Eco dénonce un système de presse en perdition car il aime les journaux. «C’est ma prière quotidienne». Numéro Zéro est l’histoire d’une évolution qui n’est pas définitive ni incontournable. D’abord parce que si le sensationnalisme et le caniveau existent, le choix aussi existe à l’heure d’Internet.
On oublie souvent que «la liberté, c’est le choix» et qu’à l’ère d’Internet, le choix existe même si le trash domine. Mais là encore, c’est une question de libertés.
Eco tape fort sur les théories du complot et la paresse intellectuelle. Chez nous récemment, on a pu entendre un professeur universitaire déclarer que «sans le soutien des autorités françaises, Nabil Ayouch n’aurait pas pu faire Much Loved» … Much Loved étant considéré comme «antivaleurs» traditionnelles, c’est l’Occident qui encourage de telles productions …
Ainsi vont certains de nos raisonnements et déductions. Et ce ne sont pas les seuls. Idéalement, le fauteur de trouble, c’est l’autre.
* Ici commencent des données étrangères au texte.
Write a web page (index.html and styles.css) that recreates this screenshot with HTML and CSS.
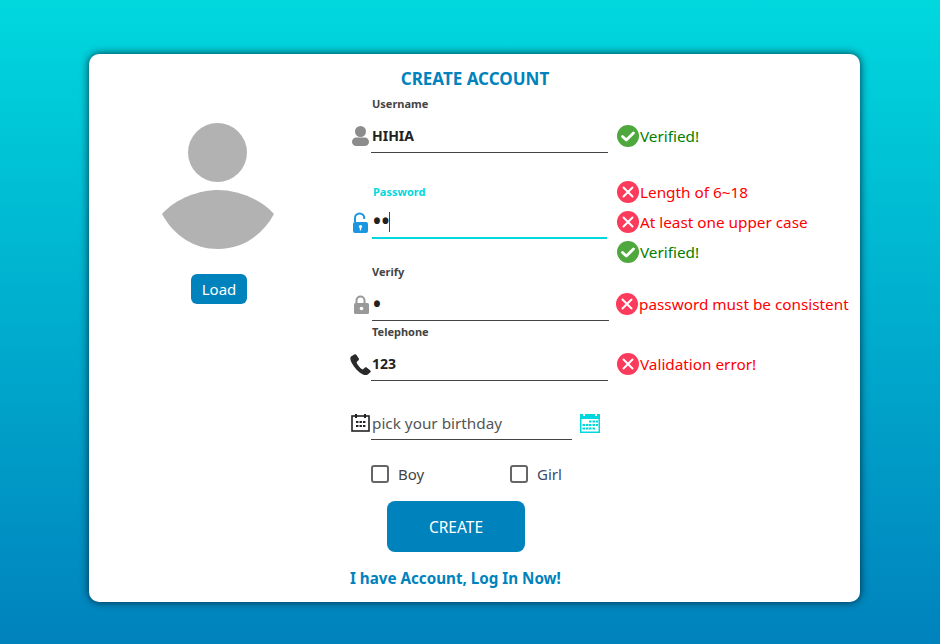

L’étranger, le juif, l’occidental.
Malheureusement aujourd’hui comme le note Eco, tout antimusulman, antisémite ou antioccidental dispose des canaux nécessaires pour faire passer des messages malveillants avant que la mauvaise information ne puisse être contrée.
Quelques poncifs
Quant aux poncifs, certains écrits sur l’émigration subsaharienne ou l’homosexualité font tout sauf contribuer à comprendre des sujets de sociétés, les expliquer aux lecteurs qui on le suppose lisent d’abord pour apprendre et avoir en mains les termes d’un débat. Mais beaucoup de lecteurs aiment aussi que des médias –qui l’ont compris- aillent dans le sens de leurs lieux communs.
La presse a vocation à s’intéresser aux sujets délicats et difficiles. A les expliquer, à les mettre en contexte et à les mettre en perspective. La réalité est toutefois autre. On répète des banalités, on banalise l’ignorance et on l’entretient.
Quand parfois on se réclame quatrième pouvoir dit en substance Eco, il faut faire l’effort de le mériter. Avec la responsabilité qui va avec. Il y a plein d’autres métiers qui s’exercent sans responsabilité aucune. Numéro zéro, un ouvrage dérangeant sur les pratiques de la presse.
Umberto Eco, Numéro zéro. Grasset. 210 pages, 290 DH.